> _RECORDED DATA_
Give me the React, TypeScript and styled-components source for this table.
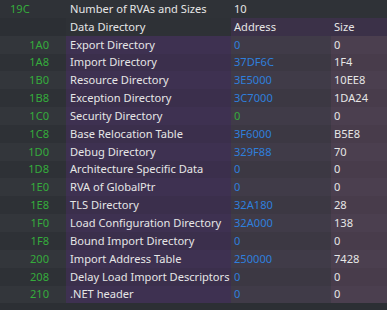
import React from 'react';
import styled, { createGlobalStyle } from 'styled-components';

const Global = createGlobalStyle`
    html, body {
        margin:0;
        padding:0;
        background:#2c2f34;
    }
    body {
        font-family: "Noto Sans", "Open Sans", sans-serif;
        font-size:11.1px;
        color:#e6e6e6;
    }
`;

const Table = styled.div`
    display:grid;
    grid-template-columns: 66px 165px 100px 1fr;
    grid-auto-rows: 17.85px;
    width:387px;
`;

const Cell = styled.div<{ $bg: string; $pad?: number; $right?: boolean; $color?: string }>`
    display:flex;
    align-items:center;
    justify-content:${p => p.$right ? 'flex-end' : 'flex-start'};
    background:${p => p.$bg};
    color:${p => p.$color || '#e6e6e6'};
    padding:${p => p.$right ? `0 ${p.$pad ?? 0}px 0 0` : `0 0 0 ${p.$pad ?? 0}px`};
    white-space:nowrap;
    line-height:1;
    padding-bottom:1px;
    box-sizing:border-box;
`;

const GREEN = '#35ac3c';
const BLUE = '#2f7fdc';

type Entry = { off: string; name: string; addr: string; size: string; addrGreen?: boolean };

const entries: Entry[] = [
    { off: '1A0', name: 'Export Directory', addr: '0', size: '0' },
    { off: '1A8', name: 'Import Directory', addr: '37DF6C', size: '1F4' },
    { off: '1B0', name: 'Resource Directory', addr: '3E5000', size: '10EE8' },
    { off: '1B8', name: 'Exception Directory', addr: '3C7000', size: '1DA24' },
    { off: '1C0', name: 'Security Directory', addr: '0', size: '0', addrGreen: true },
    { off: '1C8', name: 'Base Relocation Table', addr: '3F6000', size: 'B5E8' },
    { off: '1D0', name: 'Debug Directory', addr: '329F88', size: '70' },
    { off: '1D8', name: 'Architecture Specific Data', addr: '0', size: '0' },
    { off: '1E0', name: 'RVA of GlobalPtr', addr: '0', size: '0' },
    { off: '1E8', name: 'TLS Directory', addr: '32A180', size: '28' },
    { off: '1F0', name: 'Load Configuration Directory', addr: '32A000', size: '138' },
    { off: '1F8', name: 'Bound Import Directory', addr: '0', size: '0' },
    { off: '200', name: 'Import Address Table', addr: '250000', size: '7428' },
    { off: '208', name: 'Delay Load Import Descriptors', addr: '0', size: '0' },
    { off: '210', name: '.NET header', addr: '0', size: '0' },
];

const shades = {
    off: ['#33363b', '#2e3136'],
    name: ['#3e3151', '#3b2f4c'],
    addr: ['#403b48', '#3c3843'],
    size: ['#4b3f4f', '#483c4b'],
};

const App = () => {
    return (
        <>
            <Global />
            <Table>
                <Cell $bg="#2f3237" $pad={10} $color={GREEN}>19C</Cell>
                <Cell $bg="#2f3237" $pad={4}>Number of RVAs and Sizes</Cell>
                <Cell $bg="#2f3237" $pad={3}>10</Cell>
                <Cell $bg="#2f3237" />

                <Cell $bg="#2c2f34" />
                <Cell $bg="#2e3136" $pad={4}>Data Directory</Cell>
                <Cell $bg="#3b3148" $pad={3}>Address</Cell>
                <Cell $bg="#3b3148" $pad={3}>Size</Cell>

                {entries.map((e, i) => {
                    const k = i % 2;
                    return (
                        <React.Fragment key={e.off}>
                            <Cell $bg={shades.off[k]} $right $pad={17} $color={GREEN}>{e.off}</Cell>
                            <Cell $bg={shades.name[k]} $pad={4}>{e.name}</Cell>
                            <Cell $bg={shades.addr[k]} $pad={3} $color={e.addrGreen ? GREEN : BLUE}>{e.addr}</Cell>
                            <Cell $bg={shades.size[k]} $pad={3}>{e.size}</Cell>
                        </React.Fragment>
                    );
                })}
            </Table>
        </>
    );
};

export default App;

> _WHAT IS REQUIRED_
Identify the lines that hold the word "React". Copy every one of them.

> _RESPONSE TO THIS EXERCISE_
Give me the React, TypeScript and styled-components source for this table.
import React from 'react';
                        <React.Fragment key={e.off}>
                        </React.Fragment>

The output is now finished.